Data lines.
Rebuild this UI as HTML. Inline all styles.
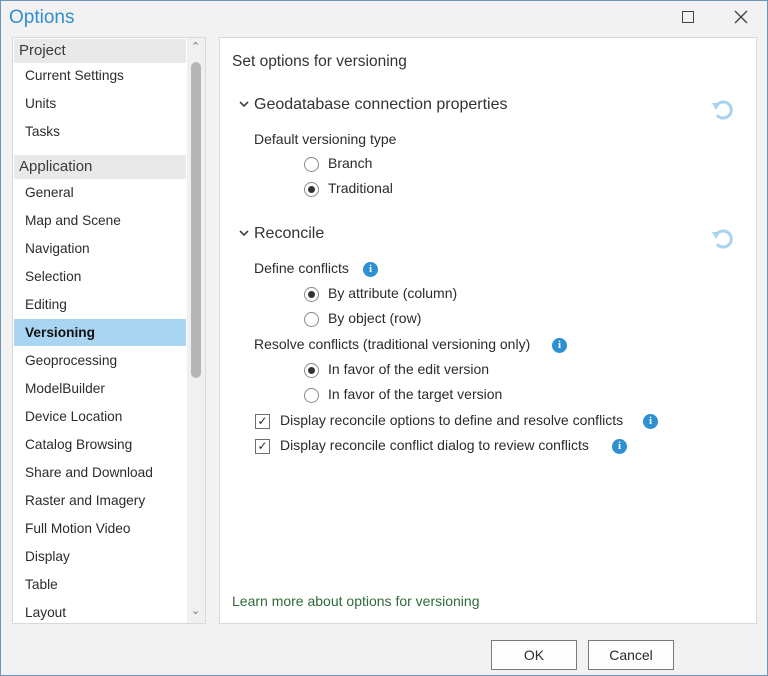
<!DOCTYPE html>
<html><head><style>
*{margin:0;padding:0;box-sizing:border-box}
body{width:768px;height:676px;background:#f2f2f2;font-family:"Liberation Sans",sans-serif;color:#2b2b2b;position:relative;overflow:hidden;border:1px solid #6d96b8}
.a{position:absolute;white-space:nowrap}
.title{left:8px;top:6px;font-size:19px;color:#2e8fd1}
.left{left:11px;top:36px;width:194px;height:587px;background:#fff;border:1px solid #d9d9d9}
.hdr{position:absolute;left:1px;width:172px;height:24px;background:#e9e9e9;font-size:15px;color:#3a3a3a;padding:3px 5px}
.it{position:absolute;left:12px;font-size:13.7px}
.sb{left:174px;top:0;width:18px;height:585px;background:#f0f0f0}
.thumb{left:178px;top:24px;width:10px;height:316px;background:#b5b5b5;border-radius:5px}
.right{left:218px;top:36px;width:538px;height:587px;background:#fff;border:1px solid #d9d9d9}
.t{font-size:14px}
.rad{position:absolute;width:15px;height:15px;border:1px solid #8a8a8a;border-radius:50%;background:#fff}
.rad.on::after{content:"";position:absolute;left:3px;top:3px;width:7px;height:7px;border-radius:50%;background:#333}
.chk{position:absolute;width:15px;height:15px;border:1px solid #6e6e6e;background:#fff;font-size:12px;line-height:13px;text-align:center}
.info{position:absolute;width:15px;height:15px;border-radius:50%;background:#2e8fd1;color:#fff;font-size:11px;font-weight:bold;text-align:center;line-height:15px;font-family:"Liberation Serif",serif}
.btn{position:absolute;top:639px;width:86px;height:30px;border:1px solid #7a7a7a;background:#fdfdfd;font-size:14px;text-align:center;line-height:28px}
</style></head><body>
<div class="a title">Options</div>
<div class="a" style="left:681px;top:10px;width:12px;height:12px;border:1.5px solid #444"></div>
<svg class="a" style="left:733px;top:9px" width="14" height="14"><path d="M1 1L13 13M13 1L1 13" stroke="#444" stroke-width="1.4"/></svg>

<div class="a left">
<div class="hdr" style="top:1px">Project</div>
<div class="it" style="top:30px">Current Settings</div>
<div class="it" style="top:58px">Units</div>
<div class="it" style="top:86px">Tasks</div>
<div class="hdr" style="top:117px">Application</div>
<div class="it" style="top:147px">General</div>
<div class="it" style="top:175px">Map and Scene</div>
<div class="it" style="top:203px">Navigation</div>
<div class="it" style="top:231px">Selection</div>
<div class="it" style="top:259px">Editing</div>
<div style="position:absolute;left:1px;top:281px;width:172px;height:27px;background:#a9d5f2"></div>
<div class="it" style="top:287px;font-weight:bold;color:#111">Versioning</div>
<div class="it" style="top:315px">Geoprocessing</div>
<div class="it" style="top:343px">ModelBuilder</div>
<div class="it" style="top:371px">Device Location</div>
<div class="it" style="top:399px">Catalog Browsing</div>
<div class="it" style="top:427px">Share and Download</div>
<div class="it" style="top:455px">Raster and Imagery</div>
<div class="it" style="top:483px">Full Motion Video</div>
<div class="it" style="top:511px">Display</div>
<div class="it" style="top:539px">Table</div>
<div class="it" style="top:567px">Layout</div>
<div class="a sb"></div>
<div class="a thumb"></div>
<div class="a" style="left:178px;top:2px;font-size:11px;color:#777">&#8963;</div>
<div class="a" style="left:178px;top:566px;font-size:11px;color:#777">&#8964;</div>
</div>

<div class="a right"></div>
<div class="a" style="left:231px;top:52px;font-size:15.5px;color:#333">Set options for versioning</div>
<svg class="a" style="left:238px;top:99px" width="10" height="8"><path d="M1 2L5 6L9 2" stroke="#444" stroke-width="1.6" fill="none"/></svg>
<div class="a" style="left:253px;top:95px;font-size:16px;color:#333">Geodatabase connection properties</div>
<svg class="a" style="left:709px;top:96px" width="26" height="24"><path d="M7 8A8 8 0 1 1 7 18" stroke="#a8d3f0" stroke-width="3" fill="none"/><path d="M2 6L10 6L6 13Z" fill="#a8d3f0"/></svg>
<div class="a t" style="left:253px;top:130px">Default versioning type</div>
<div class="rad" style="left:303px;top:156px"></div><div class="a t" style="left:327px;top:154px">Branch</div>
<div class="rad on" style="left:303px;top:181px"></div><div class="a t" style="left:327px;top:179px">Traditional</div>
<svg class="a" style="left:238px;top:228px" width="10" height="8"><path d="M1 2L5 6L9 2" stroke="#444" stroke-width="1.6" fill="none"/></svg>
<div class="a" style="left:253px;top:224px;font-size:16px;color:#333">Reconcile</div>
<svg class="a" style="left:709px;top:225px" width="26" height="24"><path d="M7 8A8 8 0 1 1 7 18" stroke="#a8d3f0" stroke-width="3" fill="none"/><path d="M2 6L10 6L6 13Z" fill="#a8d3f0"/></svg>
<div class="a t" style="left:253px;top:259px">Define conflicts</div><div class="info" style="left:362px;top:261px">i</div>
<div class="rad on" style="left:303px;top:286px"></div><div class="a t" style="left:327px;top:284px">By attribute (column)</div>
<div class="rad" style="left:303px;top:311px"></div><div class="a t" style="left:327px;top:309px">By object (row)</div>
<div class="a t" style="left:253px;top:335px">Resolve conflicts (traditional versioning only)</div><div class="info" style="left:551px;top:337px">i</div>
<div class="rad on" style="left:303px;top:362px"></div><div class="a t" style="left:327px;top:360px">In favor of the edit version</div>
<div class="rad" style="left:303px;top:387px"></div><div class="a t" style="left:327px;top:385px">In favor of the target version</div>
<div class="chk" style="left:254px;top:413px">&#10003;</div><div class="a t" style="left:279px;top:411px">Display reconcile options to define and resolve conflicts</div><div class="info" style="left:642px;top:413px">i</div>
<div class="chk" style="left:254px;top:438px">&#10003;</div><div class="a t" style="left:279px;top:436px">Display reconcile conflict dialog to review conflicts</div><div class="info" style="left:611px;top:438px">i</div>
<div class="a t" style="left:231px;top:592px;color:#2e6b3a">Learn more about options for versioning</div>
<div class="btn" style="left:490px">OK</div>
<div class="btn" style="left:587px">Cancel</div>
</body></html>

Given request. Return only the lines from the start of the data through the line that contains "1L13 13M13 1L1", please, copying them exactly and omitting all pictures.

Solution to this exercise.
Rebuild this UI as HTML. Inline all styles.
<!DOCTYPE html>
<html><head><style>
*{margin:0;padding:0;box-sizing:border-box}
body{width:768px;height:676px;background:#f2f2f2;font-family:"Liberation Sans",sans-serif;color:#2b2b2b;position:relative;overflow:hidden;border:1px solid #6d96b8}
.a{position:absolute;white-space:nowrap}
.title{left:8px;top:6px;font-size:19px;color:#2e8fd1}
.left{left:11px;top:36px;width:194px;height:587px;background:#fff;border:1px solid #d9d9d9}
.hdr{position:absolute;left:1px;width:172px;height:24px;background:#e9e9e9;font-size:15px;color:#3a3a3a;padding:3px 5px}
.it{position:absolute;left:12px;font-size:13.7px}
.sb{left:174px;top:0;width:18px;height:585px;background:#f0f0f0}
.thumb{left:178px;top:24px;width:10px;height:316px;background:#b5b5b5;border-radius:5px}
.right{left:218px;top:36px;width:538px;height:587px;background:#fff;border:1px solid #d9d9d9}
.t{font-size:14px}
.rad{position:absolute;width:15px;height:15px;border:1px solid #8a8a8a;border-radius:50%;background:#fff}
.rad.on::after{content:"";position:absolute;left:3px;top:3px;width:7px;height:7px;border-radius:50%;background:#333}
.chk{position:absolute;width:15px;height:15px;border:1px solid #6e6e6e;background:#fff;font-size:12px;line-height:13px;text-align:center}
.info{position:absolute;width:15px;height:15px;border-radius:50%;background:#2e8fd1;color:#fff;font-size:11px;font-weight:bold;text-align:center;line-height:15px;font-family:"Liberation Serif",serif}
.btn{position:absolute;top:639px;width:86px;height:30px;border:1px solid #7a7a7a;background:#fdfdfd;font-size:14px;text-align:center;line-height:28px}
</style></head><body>
<div class="a title">Options</div>
<div class="a" style="left:681px;top:10px;width:12px;height:12px;border:1.5px solid #444"></div>
<svg class="a" style="left:733px;top:9px" width="14" height="14"><path d="M1 1L13 13M13 1L1 13" stroke="#444" stroke-width="1.4"/></svg>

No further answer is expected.